Гюго (Артемьев) - страница 3

Франция — страна литературоцентричная. Гюго, его старшие коллеги Шатобриан и Ламартин — а ещё ранее Вольтер — это доказали. В какой ещё стране лучшие писатели своего времени оказывали такое влияние на политику и общественную жизнь? Поэтому склонность Гюго к лидерству, к воздействию на умы современников как нельзя лучше соответствовала национальным традициям Франции.

Положение Гюго как писателя во многом отличалось от положения его великих собратьев по перу из других стран. Ему не нужно было создавать литературный язык — французский уже имел давнюю и славную литературную традицию. Этим его задача не совпадала с задачей Пушкина или Данте. Но ему надо было оживить уже развитый литературный язык, к тому времени задыхавшийся в путах устаревшего классицизма, особенно в поэзии. Одновременно Гюго принадлежит к плеяде крупнейших романтиков начала XIX века — Джордж Гордон Байрон, Алессандро Мандзони, Адам Мицкевич.

К Гюго часто относились несправедливо. Сравнение с Иоганном Вольфгангом Гёте будет весьма показательным. Если в Германии установился патриархально-сентиментальный культ своего национального поэта, то к Гюго сами французы относились по-демократически критично. Галльское остроумие и насмешливость сыграли плохую шутку, над ним было принято посмеиваться — за прекраснодушие, пафос, морализаторство. Немецкому поэту многое прощалось из того, что не прощалось французскому. Гюго критиковали за участие в политике, тогда как служба Гёте при дворе герцога превозносилась как подвиг самоотречения и служения обществу. Старческие влюблённости Гёте описываются в самых романтических и сочувствующих выражениях, любовные же эскапады Гюго порицаются и высмеиваются. Рассуждения французского поэта о Боге и бессмертии души выставляются как образцы бессмыслицы (типично название главы в книге британского историка Пола Джонсона «Творцы» — «Виктор Гюго: гений без мозгов»), антинаучные натурфилософские бредни немецкого пиита по опровержению теории цвета Ньютона, напротив, воспринимаются с пиететом. «Эгоистом» называли одного Гюго, хотя у Гёте «эго» было не меньшим, и он культивировал его ничуть не менее бережно, заставляя других подстраиваться под него.

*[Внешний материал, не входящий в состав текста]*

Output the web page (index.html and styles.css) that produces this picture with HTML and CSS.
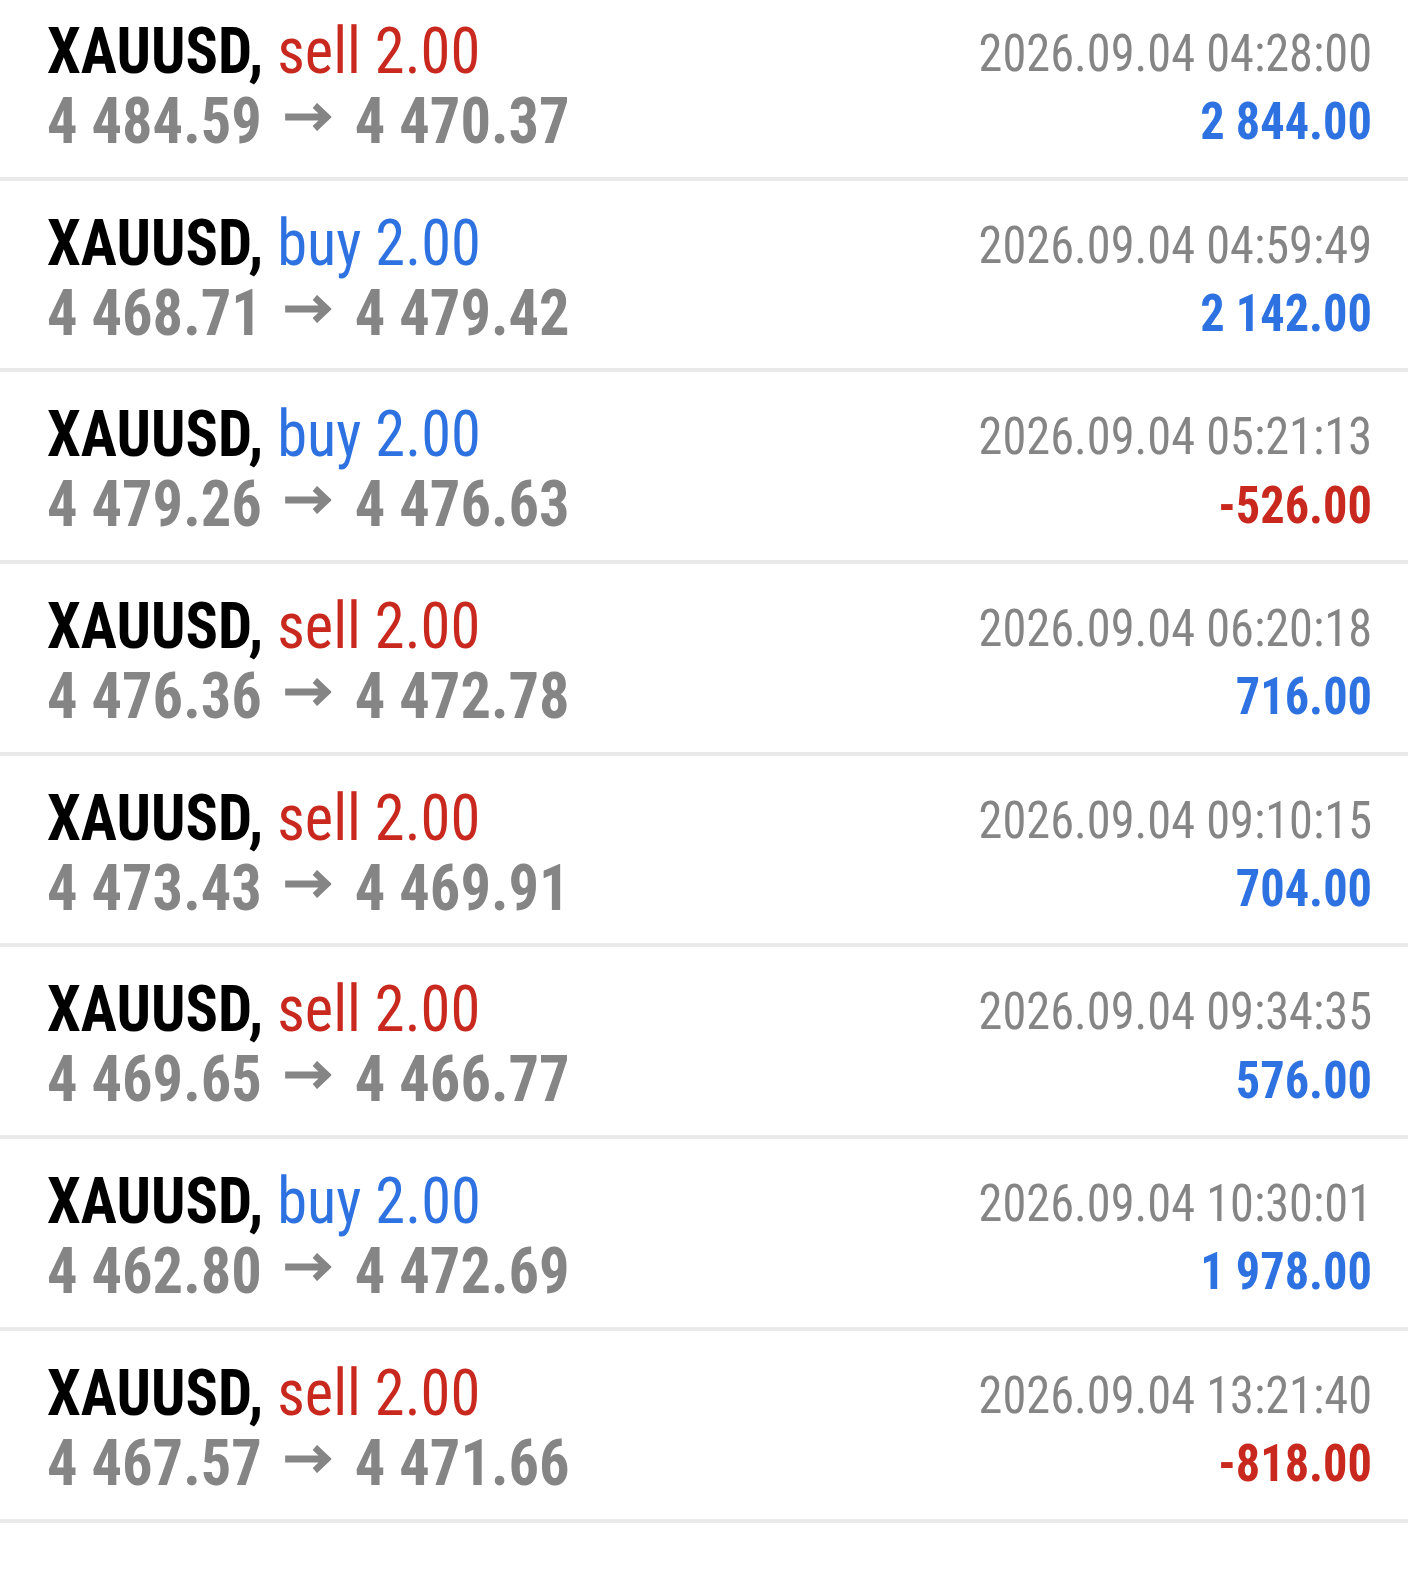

Да, в жизни Гюго имелось много актёрского, включая финал: его погребение. Но театральность была заложена в основе его личности, придавая ей особую выразительность, делая писателя larger-than-life[1].

Многообразие его дарований не исчерпывается литературой и политикой. XX век открыл нам и Гюго-художника, чьи рисунки сегодня ценятся очень высоко, заставляя иных критиков восклицать, что их значение едва ли не превосходит значение его стихов и прозы. Гюго многолик в буквальном и переносном смысле. Существуют два несхожих его образа — первый, нам привычный, — величественного старца с бородой и коротким ёжиком седых волос. Но есть и другой, непривычный, — безбородый и длинноволосый, каким он был большую часть жизни.